Der Nachwuchs packt mit an

Nachwuchsprobleme kennen die "Volksschauspiele Ötigheim" nicht. Der Kinderchor, das Jugendorchester, die Tanzgruppen, die Fechtabteilung, das Schauspielensemble – alle Sparten sind gut besetzt.
Dieses rege, kulturelle Vereinsleben prägt das ganze Dorf. Für viele ist das Theaterspielen fester Bestandteil ihres Lebens – von Anfang an.
Das ist durchaus auch für einige junge Leute ein Grund, in der Gegend zu bleiben. So wie für die 18-jährige Darstellerin Eva Beckert, die gerade Abitur macht:
"Ich habe früh angefangen, im Ballett zu tanzen, und meine ganzen Freunde auf dem ‚Tell-Platz‘ gefunden. Ich hoffe natürlich, dass ich immer hierbleiben kann, und wenn ich wegziehe, dass es nicht so weit weg ist, dass es immer noch reicht, zu den Volksschauspielen zu fahren."

Eine Vorliebe für große Massenszenen

Ausgewählt werden die jeweiligen Theaterstücke vom Verein selbst. Dafür gibt es mehrere Gremien. Wichtig ist: Es sollten möglichst viele Menschen auf der Bühne sein können.
"Wilhelm Tell" ist übrigens das Lieblingsstück der Ötigheimer. Es stand schon mehrmals auf dem Programm und jeweils waren bis zu 400 Menschen auf der Bühne.
Am besten ist es, wenn dann noch Tiere dazu kommen können: Kühe wie beim Almabtrieb im "Wilhelm Tell" oder Pferde zum Beispiel beim Wagenrennen in "Ben Hur", erklärt Maximilian Tüg:
"Große Massenszenen, Chöre, Musik, Pferde auf der Bühne und viel Statisterie - das kann man, grob gesagt, den Ötigheimer Spielstil nennen."

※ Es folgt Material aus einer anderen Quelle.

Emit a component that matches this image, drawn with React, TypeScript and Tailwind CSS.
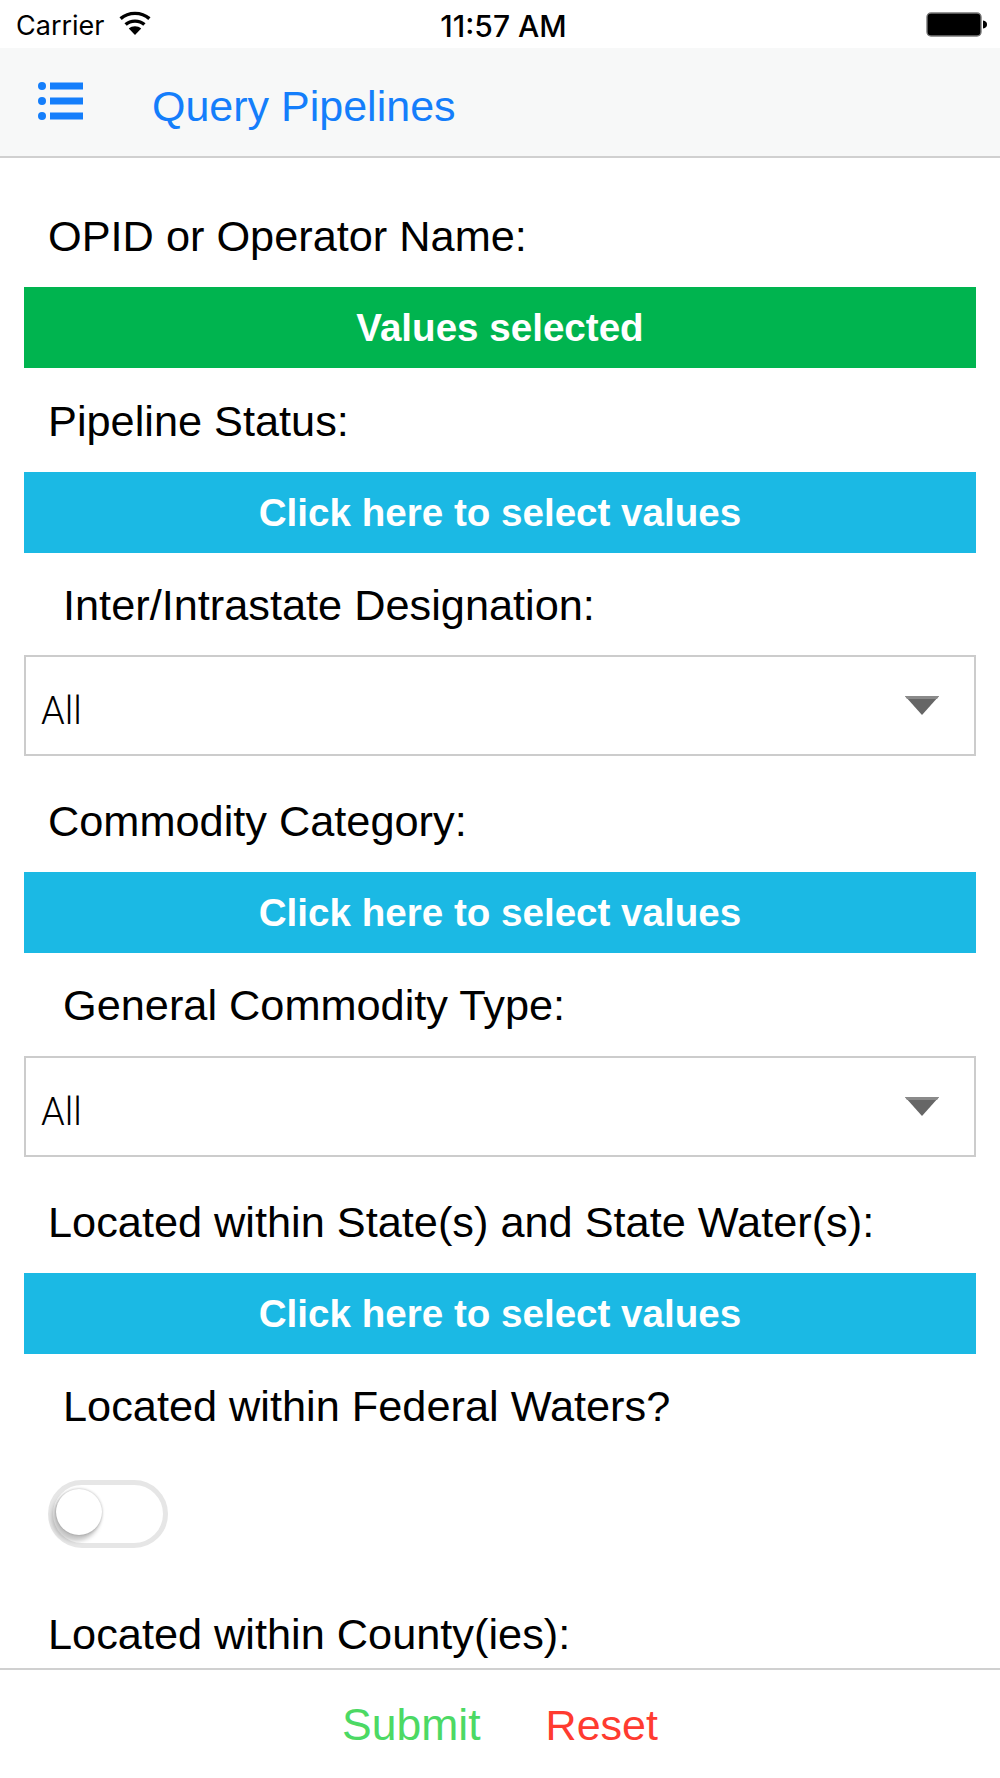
export default function App() {
  const label = "h-[48px] flex items-center text-[43.3px] leading-none text-black whitespace-nowrap pt-[2px]";
  const action = "h-[81px] mx-[24px] flex items-center justify-center text-[38.6px] font-bold text-white leading-none pt-[1px]";
  const select = "h-[101px] mx-[24px] pl-[15px] pr-[35px] border-2 border-[#cccccc] flex items-center justify-between";
  const allText = "text-[38px] leading-none font-light font-['Roboto',sans-serif] text-black pt-[10px]";
  const Caret = () => (
    <svg width="34" height="19" viewBox="0 0 34 19">
      <path d="M0 0H34L17 19Z" fill="#666666" />
      <path d="M0 0H34L32 3H2Z" fill="#8a8a8a" />
    </svg>
  );
  return (
    <div className="w-[1000px] h-[1778px] bg-white flex flex-col overflow-hidden font-['Liberation_Sans',Arial,sans-serif]">
      <div className="h-[48px] pl-[16px] pr-[12px] flex items-center font-['Inter',sans-serif] text-black">
        <div className="flex-1 flex items-center gap-[14px]">
          <span className="text-[27px] leading-none pt-[2px]">Carrier</span>
          <svg width="32" height="24" viewBox="0 0 32 24" className="-mt-[2px]">
            <path d="M16 24L9.8 17.6C13.2 14.6 18.8 14.6 22.2 17.6Z" fill="#000" />
            <path d="M6.6 13.6C11.6 8.9 20.4 8.9 25.4 13.6" fill="none" stroke="#000" strokeWidth="3.4" />
            <path d="M1.6 7.6C9.6 0.6 22.4 0.6 30.4 7.6" fill="none" stroke="#000" strokeWidth="3.4" />
          </svg>
        </div>
        <span className="text-[30px] font-medium leading-none pt-[4px] pl-[3px]">11:57 AM</span>
        <div className="flex-1 flex items-center justify-end">
          <svg width="62" height="26" viewBox="0 0 62 26" className="mt-[1px]">
            <rect x="1" y="1" width="54" height="23" rx="4" fill="#000" stroke="#777777" strokeWidth="1.4" />
            <path d="M57 8.5C60 9 61 10.5 61 12.5C61 14.5 60 16 57 16.5Z" fill="#000" />
          </svg>
        </div>
      </div>

      <div className="h-[110px] shrink-0 bg-[#f7f8f8] border-b-2 border-[#d0d0d0] flex items-center pl-[38px]">
        <svg width="46" height="38" viewBox="0 0 46 38" className="-mt-[3px]">
          <circle cx="4" cy="4" r="4" fill="#147efb" />
          <circle cx="4" cy="19" r="4" fill="#147efb" />
          <circle cx="4" cy="34" r="4" fill="#147efb" />
          <rect x="12" y="0.5" width="33" height="7" fill="#147efb" />
          <rect x="12" y="15.5" width="33" height="7" fill="#147efb" />
          <rect x="12" y="30.5" width="33" height="7" fill="#147efb" />
        </svg>
        <span className="ml-[68px] mt-[9px] text-[43px] leading-none text-[#147efb]">Query Pipelines</span>
      </div>

      <div className="flex-1 flex flex-col overflow-hidden">
        <div className={`${label} mt-[54px] mb-[27px] pl-[48px]`}>OPID or Operator Name:</div>
        <div className={`${action} bg-[#00b44f]`}>Values selected</div>

        <div className={`${label} mt-[29px] mb-[27px] pl-[48px]`}>Pipeline Status:</div>
        <div className={`${action} bg-[#1bb9e4]`}>Click here to select values</div>

        <div className={`${label} mt-[28px] mb-[26px] pl-[63px]`}>Inter/Intrastate Designation:</div>
        <div className={select}>
          <span className={allText}>All</span>
          <Caret />
        </div>

        <div className={`${label} mt-[41px] mb-[27px] pl-[48px]`}>Commodity Category:</div>
        <div className={`${action} bg-[#1bb9e4]`}>Click here to select values</div>

        <div className={`${label} mt-[28px] mb-[27px] pl-[63px]`}>General Commodity Type:</div>
        <div className={select}>
          <span className={allText}>All</span>
          <Caret />
        </div>

        <div className={`${label} mt-[41px] mb-[27px] pl-[48px]`}>Located within State(s) and State Water(s):</div>
        <div className={`${action} bg-[#1bb9e4]`}>Click here to select values</div>

        <div className={`${label} mt-[28px] mb-[50px] pl-[63px]`}>Located within Federal Waters?</div>
        <div className="ml-[48px] w-[120px] h-[68px] rounded-full border-[5px] border-[#e6e6e6] bg-white flex items-center pl-[3px] pb-[4px]">
          <div className="w-[46px] h-[46px] rounded-full bg-white shadow-[-3px_5px_4px_1px_rgba(0,0,0,0.22),0_0_3px_rgba(0,0,0,0.3)]" />
        </div>

        <div className={`${label} mt-[62px] pl-[48px]`}>Located within County(ies):</div>
      </div>

      <div className="h-[110px] shrink-0 border-t-2 border-[#d0d0d0] flex items-center justify-center gap-[65px] pt-[3px] leading-none">
        <span className="text-[44.5px] text-[#4cd964]">Submit</span>
        <span className="text-[43px] text-[#ff3b30]">Reset</span>
      </div>
    </div>
  );
}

Eine über hundertjährige Erfolgsgeschichte

Wenn dann an einem lauen Sommerabend bis zu 4000 Besucherinnen und Besucher in den Rängen Platz nehmen, ist ganz Ötigheim stolz auf seine Volksschauspiele.
Die Gründungsidee des Pfarrers, den Dorfbewohnern eine schöne und gemeinschaftsstiftende Freizeitbeschäftigung zu bieten und sie aus den Wirtshäusern fernzuhalten, ist auf jeden Fall voll aufgegangen!